Elon Musk has reportedly outlined his vision for Twitter: a $250 billion payments company.
As The Wall Street Journal (WSJ) reported Saturday (April 1), Musk recently told his employees he sees Twitter’s current value of around $20 billion ballooning to more than 10 times that amount, thanks to plans to make the social media app a major part of users’ financial lives.
The report noted that these plans echo Musk’s roots at the company that would one day become PayPal, though a $250 billion Twitter would dwarf PayPal’s valuation of around $85 billion (and put it in the same neighborhood as JPMorgan Chase and Bank of America).
“I think it’s possible to become the biggest financial institution in the world,” Musk said at a Morgan Stanley conference last month, per the WSJ.
PYMNTS reached out to Twitter for comment Sunday (April 2). The company issued its automatic “poop emoji” response, something Musk had announced the company would begin doing last month.
The WSJ report said Musk talked at the conference of his goal of diversifying the struggling social media platform’s ad business, which historically had accounted for a bulk of sales.
In his address to employees, Musk announced the launch of an employee stock plan and told workers he sees a “clear, but difficult, path” to someday being worth more than $250 billion.
Earlier this year, Twitter reportedly began applying for regulatory licenses in the U.S. while also developing software to add payment functions to its platform.
As PYMNTS wrote at the time, “Musk is in a tight spot as advertisers have abandoned the platform in droves since his takeover, citing concerns over content moderation and related issues.
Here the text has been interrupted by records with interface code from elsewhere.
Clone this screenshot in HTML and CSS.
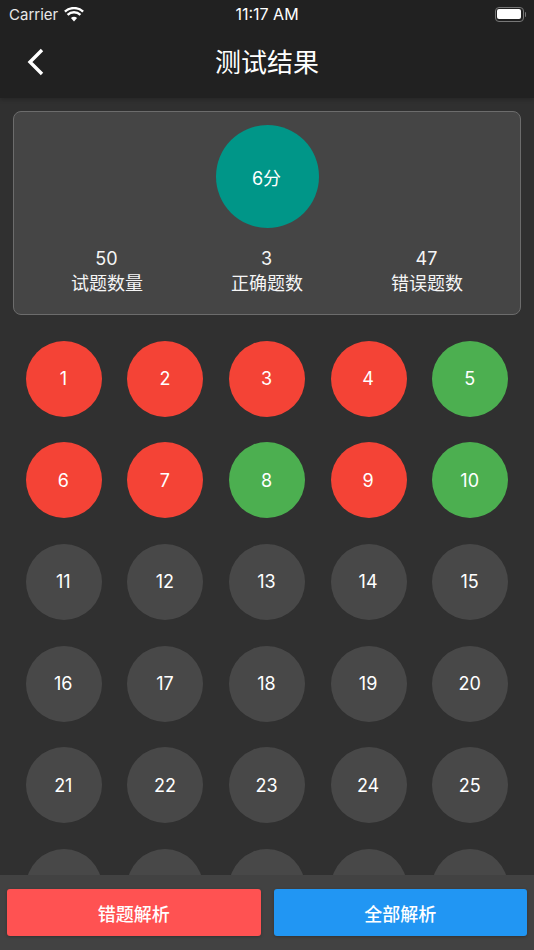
FILE: index.html
```html
<!DOCTYPE html>
<html lang="zh-CN">
<head>
    <meta charset="UTF-8">
    <meta name="viewport" content="width=device-width, initial-scale=1.0">
    <title>测试结果</title>
    <link rel="stylesheet" href="styles.css">
</head>
<body>
    <div class="page">
        <header class="header">
            <div class="status-bar">
                <div class="status-left">
                    <span>Carrier</span>
                    <svg class="wifi" width="20" height="15" viewBox="0 0 20 15">
                        <path d="M10 14.6 L6.9 11.1 A4.6 4.6 0 0 1 13.1 11.1 Z" fill="#fff"/>
                        <path d="M3.6 7.9 A9.2 9.2 0 0 1 16.4 7.9" fill="none" stroke="#fff" stroke-width="2.4"/>
                        <path d="M0.9 4.7 A13.2 13.2 0 0 1 19.1 4.7" fill="none" stroke="#fff" stroke-width="2.4"/>
                    </svg>
                </div>
                <div class="status-time">11:17 AM</div>
                <div class="battery">
                    <div class="battery-body"><div class="battery-fill"></div></div>
                    <div class="battery-cap"></div>
                </div>
            </div>
            <div class="nav-bar">
                <svg class="back" width="20" height="28" viewBox="0 0 20 28">
                    <path d="M16 2 L4 14 L16 26" fill="none" stroke="#fff" stroke-width="3.4"/>
                </svg>
                <h1 class="title">测试结果</h1>
            </div>
        </header>

        <main class="content">
            <section class="summary">
                <div class="score">6分</div>
                <div class="stats">
                    <div class="stat"><span class="stat-num">50</span><span>试题数量</span></div>
                    <div class="stat"><span class="stat-num">3</span><span>正确题数</span></div>
                    <div class="stat"><span class="stat-num">47</span><span>错误题数</span></div>
                </div>
            </section>

            <section class="answers">
                <div class="cell"><div class="ball wrong">1</div></div>
                <div class="cell"><div class="ball wrong">2</div></div>
                <div class="cell"><div class="ball wrong">3</div></div>
                <div class="cell"><div class="ball wrong">4</div></div>
                <div class="cell"><div class="ball right">5</div></div>
                <div class="cell"><div class="ball wrong">6</div></div>
                <div class="cell"><div class="ball wrong">7</div></div>
                <div class="cell"><div class="ball right">8</div></div>
                <div class="cell"><div class="ball wrong">9</div></div>
                <div class="cell"><div class="ball right">10</div></div>
                <div class="cell"><div class="ball">11</div></div>
                <div class="cell"><div class="ball">12</div></div>
                <div class="cell"><div class="ball">13</div></div>
                <div class="cell"><div class="ball">14</div></div>
                <div class="cell"><div class="ball">15</div></div>
                <div class="cell"><div class="ball">16</div></div>
                <div class="cell"><div class="ball">17</div></div>
                <div class="cell"><div class="ball">18</div></div>
                <div class="cell"><div class="ball">19</div></div>
                <div class="cell"><div class="ball">20</div></div>
                <div class="cell"><div class="ball">21</div></div>
                <div class="cell"><div class="ball">22</div></div>
                <div class="cell"><div class="ball">23</div></div>
                <div class="cell"><div class="ball">24</div></div>
                <div class="cell"><div class="ball">25</div></div>
                <!-- last row only peeks out above the footer, numbers are hidden behind it -->
                <div class="cell"><div class="ball"></div></div>
                <div class="cell"><div class="ball"></div></div>
                <div class="cell"><div class="ball"></div></div>
                <div class="cell"><div class="ball"></div></div>
                <div class="cell"><div class="ball"></div></div>
            </section>
        </main>

        <footer class="footer">
            <button class="btn btn-red">错题解析</button>
            <button class="btn btn-blue">全部解析</button>
        </footer>
    </div>
</body>
</html>
```

FILE: styles.css
```css
* {
    box-sizing: border-box;
}

body {
    margin: 0;
    font-family: Inter, "Noto Sans CJK SC", sans-serif;
    background-color: #303030;
    color: #ffffff;
}

.page {
    display: flex;
    flex-direction: column;
    height: 950px;
    overflow: hidden;
}

.header {
    height: 98px;
    flex-shrink: 0;
    background-color: #212121;
    box-shadow: 0 2px 4px rgba(0, 0, 0, 0.2);
    position: relative;
}

.status-bar {
    display: flex;
    justify-content: space-between;
    align-items: center;
    height: 28px;
    padding: 0 9px;
    font-size: 15px;
    position: relative;
}

.status-left {
    display: flex;
    align-items: center;
    gap: 6px;
    color: #e8e8e8;
}

.status-time {
    position: absolute;
    left: 0;
    right: 0;
    text-align: center;
    font-size: 16px;
    font-weight: 400;
}

.battery {
    display: flex;
    align-items: center;
    margin-right: -1px;
}

.battery-body {
    width: 29px;
    height: 15px;
    border: 1.5px solid #777777;
    border-radius: 4px;
    padding: 1.5px;
}

.battery-fill {
    height: 100%;
    background-color: #ffffff;
    border-radius: 2px;
}

.battery-cap {
    width: 1.5px;
    height: 5px;
    margin-left: 1px;
    background-color: #777777;
    border-radius: 0 1px 1px 0;
}

.nav-bar {
    display: flex;
    align-items: center;
    justify-content: center;
    height: 70px;
    padding-bottom: 6px;
    position: relative;
}

.back {
    position: absolute;
    left: 26px;
    top: 20px;
}

.title {
    margin: 0;
    font-size: 26px;
    font-weight: 400;
}

.content {
    flex: 1;
    min-height: 0;
    overflow: hidden;
    padding: 13px 13px 0;
}

.summary {
    height: 204px;
    background-color: #454545;
    border: 1px solid #6c6c6c;
    border-radius: 8px;
    padding-top: 13px;
}

.score {
    width: 103px;
    height: 103px;
    margin: 0 auto;
    border-radius: 50%;
    background-color: #009688;
    display: flex;
    align-items: center;
    justify-content: center;
    padding-right: 1px;
    font-size: 18px;
}

.stats {
    display: grid;
    grid-template-columns: repeat(3, 1fr);
    margin-top: 18px;
    padding: 0 13px;
}

.stat {
    display: flex;
    flex-direction: column;
    align-items: center;
    font-size: 18px;
    line-height: 25px;
    color: #f5f5f5;
}

.stat-num {
    margin-right: 1px;
}

.answers {
    display: grid;
    grid-template-columns: repeat(5, 1fr);
    grid-auto-rows: 101.6px;
    margin-top: 13px;
}

.cell {
    display: flex;
    align-items: center;
    justify-content: center;
}

.ball {
    width: 76px;
    height: 76px;
    border-radius: 50%;
    background-color: #484848;
    display: flex;
    align-items: center;
    justify-content: center;
    padding-right: 1px;
    font-size: 18px;
}

.wrong {
    background-color: #f44336;
}

.right {
    background-color: #4caf50;
}

.footer {
    height: 75px;
    flex-shrink: 0;
    background-color: #424242;
    display: flex;
    gap: 13px;
    padding: 14px 7px;
}

.btn {
    flex: 1;
    border: none;
    border-radius: 3px;
    color: #ffffff;
    font-family: inherit;
    font-size: 18px;
    font-weight: 500;
    box-shadow: 0 1px 3px rgba(0, 0, 0, 0.25);
}

.btn-red {
    background-color: #ff5252;
}

.btn-blue {
    background-color: #2196f3;
}
```
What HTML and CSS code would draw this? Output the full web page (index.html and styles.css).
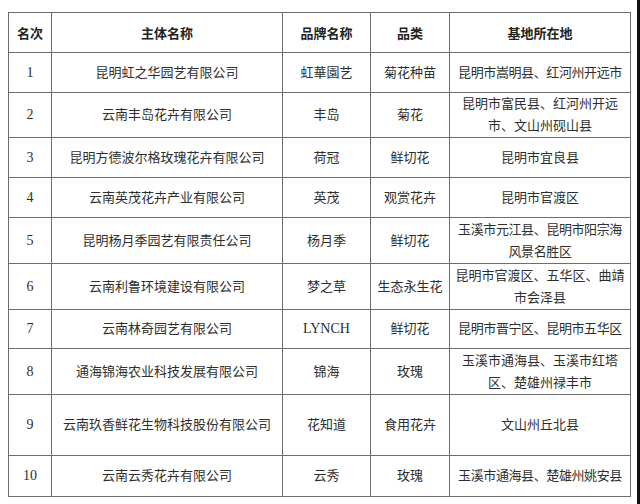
FILE: index.html
```html
<!DOCTYPE html>
<html lang="zh-CN">
<head>
<meta charset="utf-8">
<title>名单</title>
<link rel="stylesheet" href="styles.css">
</head>
<body>
<div class="page">
  <div class="sheet">
    <table class="list">
      <colgroup>
        <col class="c-rank"><col class="c-name"><col class="c-brand"><col class="c-cat"><col class="c-base">
      </colgroup>
      <thead>
        <tr class="h40"><th>名次</th><th>主体名称</th><th>品牌名称</th><th>品类</th><th>基地所在地</th></tr>
      </thead>
      <tbody>
        <tr class="h40"><td class="num">1</td><td>昆明虹之华园艺有限公司</td><td>虹華園艺</td><td>菊花种苗</td><td class="tight">昆明市嵩明县、红河州开远市</td></tr>
        <tr class="h45"><td class="num">2</td><td>云南丰岛花卉有限公司</td><td>丰岛</td><td>菊花</td><td class="wrap">昆明市富民县、红河州开远<br>市、文山州砚山县</td></tr>
        <tr class="h40"><td class="num">3</td><td>昆明方德波尔格玫瑰花卉有限公司</td><td>荷冠</td><td>鲜切花</td><td>昆明市宜良县</td></tr>
        <tr class="h40"><td class="num">4</td><td>云南英茂花卉产业有限公司</td><td>英茂</td><td>观赏花卉</td><td>昆明市官渡区</td></tr>
        <tr class="h46"><td class="num">5</td><td>昆明杨月季园艺有限责任公司</td><td>杨月季</td><td>鲜切花</td><td class="wrap tight">玉溪市元江县、昆明市阳宗海<br>风景名胜区</td></tr>
        <tr class="h46"><td class="num">6</td><td>云南利鲁环境建设有限公司</td><td>梦之草</td><td>生态永生花</td><td class="wrap">昆明市官渡区、五华区、曲靖<br>市会泽县</td></tr>
        <tr class="h39"><td class="num">7</td><td>云南林奇园艺有限公司</td><td class="num">LYNCH</td><td>鲜切花</td><td class="tight">昆明市晋宁区、昆明市五华区</td></tr>
        <tr class="h46"><td class="num">8</td><td>通海锦海农业科技发展有限公司</td><td>锦海</td><td>玫瑰</td><td class="wrap">玉溪市通海县、玉溪市红塔<br>区、楚雄州禄丰市</td></tr>
        <tr class="h61"><td class="num">9</td><td>云南玖香鲜花生物科技股份有限公司</td><td>花知道</td><td>食用花卉</td><td>文山州丘北县</td></tr>
        <tr class="h41"><td class="num">10</td><td>云南云秀花卉有限公司</td><td>云秀</td><td>玫瑰</td><td class="tight">玉溪市通海县、楚雄州姚安县</td></tr>
      </tbody>
    </table>
  </div>
  <div class="edge"></div>
</div>
</body>
</html>
```
FILE: styles.css
```css
html, body {
  margin: 0;
  padding: 0;
  background: #ffffff;
}
.page {
  display: flex;
  width: 640px;
  height: 504px;
}
.sheet {
  flex: 1;
  padding: 12px 0 0 8px;
}
.edge {
  width: 3px;
  background: #111111;
}
.list {
  border-collapse: collapse;
  table-layout: fixed;
  width: 622px;
  font-family: "Liberation Serif", "Noto Sans CJK SC", serif;
  font-size: 13px;
  color: #2e2e2e;
}
.c-rank { width: 43px; }
.c-name { width: 231px; }
.c-brand { width: 88px; }
.c-cat { width: 79px; }
.c-base { width: 181px; }
.list th,
.list td {
  border: 1px solid #6e6e6e;
  padding: 0 2px;
  text-align: center;
  vertical-align: middle;
  white-space: nowrap;
  line-height: 22px;
}
.list th {
  font-family: "Noto Sans CJK SC", sans-serif;
  font-weight: 700;
  color: #222222;
}
.list td.num {
  font-family: "Liberation Serif", serif;
  font-size: 14px;
}
.list td.tight {
  letter-spacing: -0.4px;
}
.h39 { height: 39px; }
.h40 { height: 40px; }
.h41 { height: 41px; }
.h45 { height: 45px; }
.h46 { height: 46px; }
.h61 { height: 61px; }
```
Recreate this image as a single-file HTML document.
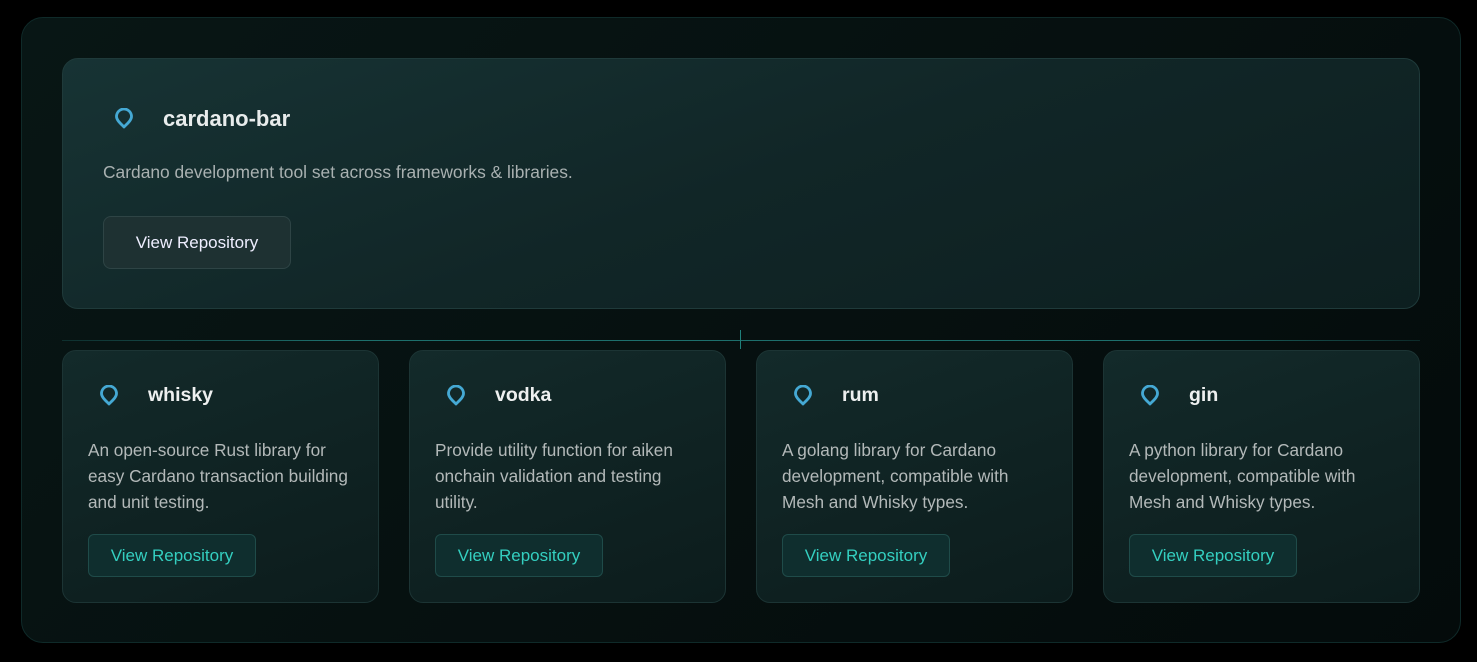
<!DOCTYPE html>
<html><head><style>
*{margin:0;padding:0;box-sizing:border-box}
body{width:1477px;height:662px;background:#000;font-family:"Liberation Sans",sans-serif;position:relative;overflow:hidden}
.outer{position:absolute;left:21px;top:17px;width:1440px;height:626px;border-radius:22px;background:linear-gradient(135deg,#081615,#040b0b);border:1px solid #0f2a29}
.top{position:absolute;left:62px;top:58px;width:1358px;height:251px;border-radius:16px;background:linear-gradient(160deg,#173334 0%,#112627 50%,#0d1f20 100%);border:1px solid #1f3a3a}
.pin{position:absolute}
.t1{position:absolute;left:100px;top:47px;font-size:22px;font-weight:bold;color:#e8ecec}
.d1{position:absolute;left:40px;top:103px;font-size:17.4px;color:#a9b1b1}
.b1{position:absolute;left:40px;top:157px;width:188px;height:53px;border-radius:8px;background:#1e3132;border:1px solid #2e4445;color:#eef;font-size:17px;text-align:center;line-height:51px}
.hl{position:absolute;left:62px;top:340px;width:1358px;height:1px;background:linear-gradient(90deg,rgba(30,110,108,.3),#1d6f6c 20%,#1d6f6c 80%,rgba(30,110,108,.3))}
.vl{position:absolute;left:740px;top:330px;width:1px;height:19px;background:#1f807b}
.c{position:absolute;top:350px;width:317px;height:253px;border-radius:14px;background:linear-gradient(160deg,#132a2a,#0c1c1c);border:1px solid #1c3434}
.c .t{position:absolute;left:85px;top:33px;font-size:19.5px;font-weight:bold;color:#eef0f0}
.c .d{position:absolute;left:25px;top:86px;width:268px;font-size:17.2px;line-height:26px;color:#b3b9b9}
.c .b{position:absolute;left:25px;top:183px;width:168px;height:43px;border-radius:6px;background:#0f2e2e;border:1px solid #1f4b49;color:#34cfc0;font-size:17px;text-align:center;line-height:41px}
</style></head><body>
<div class="outer"></div>
<div class="top">
<svg class="pin" style="left:50px;top:49px" width="22" height="22" viewBox="0 0 22 22"><path d="M11 19 C7 15 3.5 12 3.5 8.5 A7.5 7.5 0 0 1 18.5 8.5 C18.5 12 15 15 11 19Z" fill="none" stroke="#45a9d4" stroke-width="2.8" stroke-linejoin="round"/></svg>
<div class="t1">cardano-bar</div>
<div class="d1">Cardano development tool set across frameworks &amp; libraries.</div>
<div class="b1">View Repository</div>
</div>
<div class="hl"></div><div class="vl"></div>
<div class="c" style="left:62px"><svg class="pin" style="left:35px;top:34px" width="22" height="22" viewBox="0 0 22 22"><path d="M11 19 C7 15 3.5 12 3.5 8.5 A7.5 7.5 0 0 1 18.5 8.5 C18.5 12 15 15 11 19Z" fill="none" stroke="#45a9d4" stroke-width="2.8" stroke-linejoin="round"/></svg><div class="t">whisky</div><div class="d">An open-source Rust library for easy Cardano transaction building and unit testing.</div><div class="b">View Repository</div></div>
<div class="c" style="left:409px"><svg class="pin" style="left:35px;top:34px" width="22" height="22" viewBox="0 0 22 22"><path d="M11 19 C7 15 3.5 12 3.5 8.5 A7.5 7.5 0 0 1 18.5 8.5 C18.5 12 15 15 11 19Z" fill="none" stroke="#45a9d4" stroke-width="2.8" stroke-linejoin="round"/></svg><div class="t">vodka</div><div class="d">Provide utility function for aiken onchain validation and testing utility.</div><div class="b">View Repository</div></div>
<div class="c" style="left:756px"><svg class="pin" style="left:35px;top:34px" width="22" height="22" viewBox="0 0 22 22"><path d="M11 19 C7 15 3.5 12 3.5 8.5 A7.5 7.5 0 0 1 18.5 8.5 C18.5 12 15 15 11 19Z" fill="none" stroke="#45a9d4" stroke-width="2.8" stroke-linejoin="round"/></svg><div class="t">rum</div><div class="d">A golang library for Cardano development, compatible with Mesh and Whisky types.</div><div class="b">View Repository</div></div>
<div class="c" style="left:1103px"><svg class="pin" style="left:35px;top:34px" width="22" height="22" viewBox="0 0 22 22"><path d="M11 19 C7 15 3.5 12 3.5 8.5 A7.5 7.5 0 0 1 18.5 8.5 C18.5 12 15 15 11 19Z" fill="none" stroke="#45a9d4" stroke-width="2.8" stroke-linejoin="round"/></svg><div class="t">gin</div><div class="d">A python library for Cardano development, compatible with Mesh and Whisky types.</div><div class="b">View Repository</div></div>
</body></html>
Ad revenues had been in the range of $5 billion a year, but the platform was widely reported to have lost up to half its advertising commitments by November.”
Last year, just before closing the deal to purchase Twitter, Musk tweeted that buying the company was “an accelerant to creating X, the everything app.”
As noted here at the time, for the acquisition of Twitter to work out as he’d like, Musk must find some way to either supersize the company or fold it into a larger “X” super app network.
“Twitter probably accelerates X by 3 to 5 years, but I could be wrong,” Musk has said.
“Twitter has long held sway in both culture and politics, but its town-square style platform has struggled to turn a profit or create a money-making vertical beyond ad revenues,” PYMNTS wrote in November. “Super apps like WeChat enjoy expansive business models, connecting every facet of daily life through in-platform mini apps that are less vulnerable to the loss of anchor client ad accounts.”